One story is of a Costco shopper who experienced customers stepping aside for each other in the aisles. When only one item remained on a shelf, one shopper turned to another and asked if they would like it. In the end, “This generosity created an energy of collective caring that will never be reported by the media.”
Another story is about a chef in New York City using his empty restaurant to feed the hungry and saying he would continue until he ran out of money.
To my delight, family and friends are checking in with us to ensure that our basic needs are being met.
A particularly kind and generous neighbor has twice surprised us with “anti-viral pills” — the kind from the oven with chocolate chips inside.
Each of us has a choice to hunker down in anxiety and fear or to seek opportunities to reach out to others, each in our own unique way.
One person writes, “We can create a new virus of caring, from the nobility of our humanity.
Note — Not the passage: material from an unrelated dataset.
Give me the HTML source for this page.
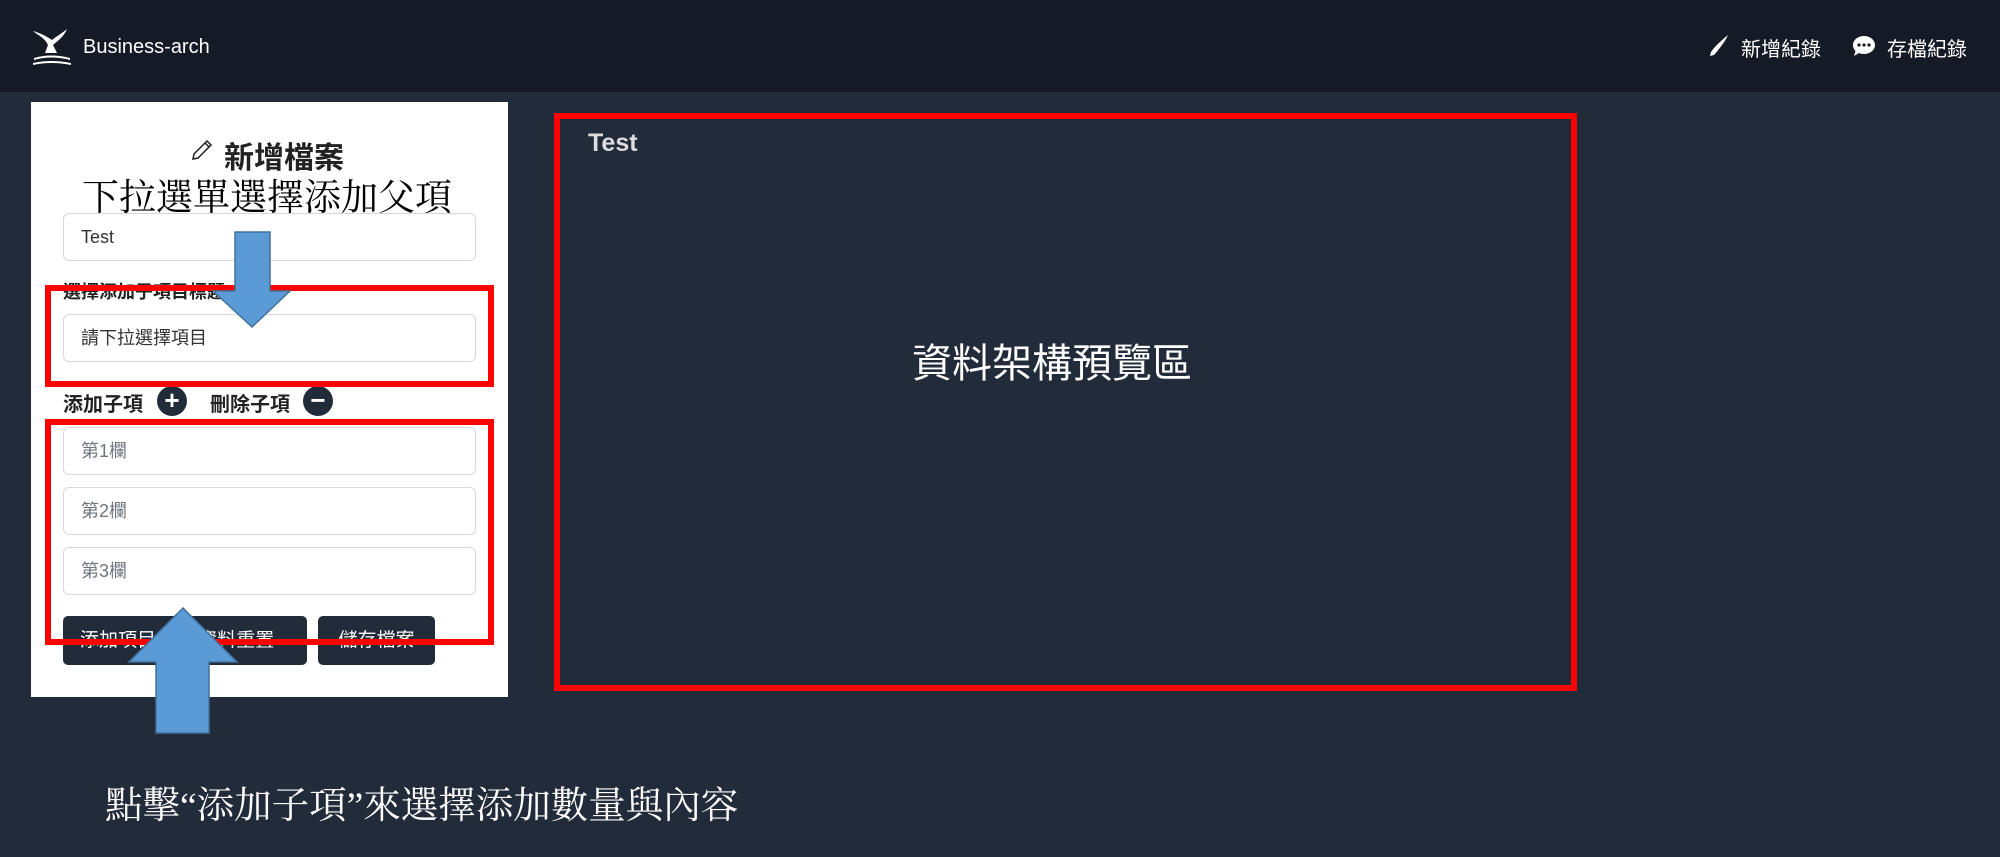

It can become even more contagious than the one dancing in the headlines.”
Finally, from South Carolina comes inspiration from one devoted to the labyrinth, both as spiritual practice and as teacher. “(Walking it) teaches me to be mindful (keep my eyes on the path); it teaches me that I cannot predict what is to come or how long it will take to get there but that change always happens (regardless of their length, paths always turn); it teaches me that everything is held together by the invisible power of Love (the center’s petals are held together in an invisible circle).”
Each of us is invited to access a labyrinth — walking one or using a finger labyrinth (available online). During these dark days, she says, let the labyrinth and its “thin places” teach us how to gain inner rest, to discover eternal wisdom, and to be light in the darkness.
The Rev. Barbara Palmer
Glenwood’s cross is lit
You will notice the cross overlooking Glenwood Springs has been lit.
Our group is extremely sensitive to lighting the cross, and you’ve all noted it is usually for a short time, corresponding to specific holidays.
We are lighting the Red Mountain Cross as a reminder to all, that during these uncharted times of uncertainty, we know there is a loving and mighty God looking over us. Let it also be a reminder that we can look to him for our strength and reassurance.
Let’s continue to pray for our leadership and each other.